The Wild West will continue to rope in a broad spectrum of American dogies.

Country music is Tush Pushing its way into our leisure time. In the ‘90s, it has more than doubled its share of the album market to 16.5%, said trend-tracker Celente. More than 500 full-time country music dance clubs operate nationwide, with a dozen opening every month. And a dozen Western films--TV and feature--are in the works.

Country is even cutting a swath in that previously un-country-like country--the book industry. In a reprise of Barbara Mandrell’s great success with her 1990 “Get to the Heart: My Story,” Naomi Judd’s “Love Can Build a Bridge” is a literary hit, having quickly climbed the bestseller lists after its November debut.

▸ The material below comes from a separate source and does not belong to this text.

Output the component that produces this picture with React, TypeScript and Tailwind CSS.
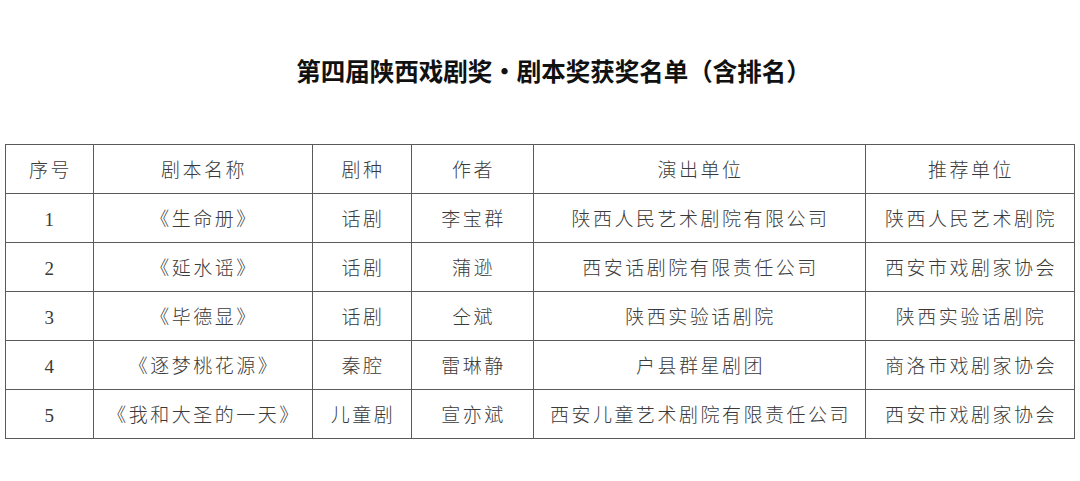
import React from "react";

const cols = [88, 219, 99, 122, 332, 209];

const header = ["序号", "剧本名称", "剧种", "作者", "演出单位", "推荐单位"];

const rows: string[][] = [
  ["1", "《生命册》", "话剧", "李宝群", "陕西人民艺术剧院有限公司", "陕西人民艺术剧院"],
  ["2", "《延水谣》", "话剧", "蒲逊", "西安话剧院有限责任公司", "西安市戏剧家协会"],
  ["3", "《毕德显》", "话剧", "仝斌", "陕西实验话剧院", "陕西实验话剧院"],
  ["4", "《逐梦桃花源》", "秦腔", "雷琳静", "户县群星剧团", "商洛市戏剧家协会"],
  ["5", "《我和大圣的一天》", "儿童剧", "宣亦斌", "西安儿童艺术剧院有限责任公司", "西安市戏剧家协会"],
];

export default function App() {
  return (
    <div className="w-[1080px] h-[481px] bg-white flex flex-col overflow-hidden">
      <h1
        className="pt-[53px] h-[89px] text-center text-[24.5px] leading-[36px] font-bold text-[#111] pl-[27px]"
        style={{ fontFamily: '"Noto Sans CJK SC", serif' }}
      >
        第四届陕西戏剧奖·剧本奖获奖名单（含排名）
      </h1>
      <div className="mt-[55px] pl-[5px]">
        <table
          className="table-fixed border-collapse w-[1070px] text-[#3a3a3a] text-[19px] font-light"
          style={{ fontFamily: '"Liberation Serif", "Noto Sans CJK SC", serif' }}
        >
          <colgroup>
            {cols.map((w, i) => (
              <col key={i} style={{ width: w }} />
            ))}
          </colgroup>
          <tbody>
            <tr className="h-[49px]">
              {header.map((h, i) => (
                <td
                  key={i}
                  className="border border-[#5a5a5a] text-center align-middle p-0 pl-[2px] tracking-[2.5px] pt-[4px]"
                >
                  {h}
                </td>
              ))}
            </tr>
            {rows.map((r, ri) => (
              <tr key={ri} className="h-[49px]">
                {r.map((c, ci) => (
                  <td
                    key={ci}
                    className="border border-[#5a5a5a] text-center align-middle p-0 pl-[2px] tracking-[2.5px] pt-[4px]"
                  >
                    {c}
                  </td>
                ))}
              </tr>
            ))}
          </tbody>
        </table>
      </div>
    </div>
  );
}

More autobiographies are due from a line-dance of country stars: Dolly Parton and Reba McEntire have signed seven-figure contracts, and this year’s autobiographers will include Charley Pride, Roy Clark, Glen Campbell and Travis Tritt.

One of L.A.’s hottest restaurants, Jackson’s on Beverly Boulevard, serves roasted chicken under wagon-wheel chandeliers. And Celente noted that America’s romance with the Wild West is reflected in the popularity of such utility vehicles as Ford Broncos and Jeep Cherokees.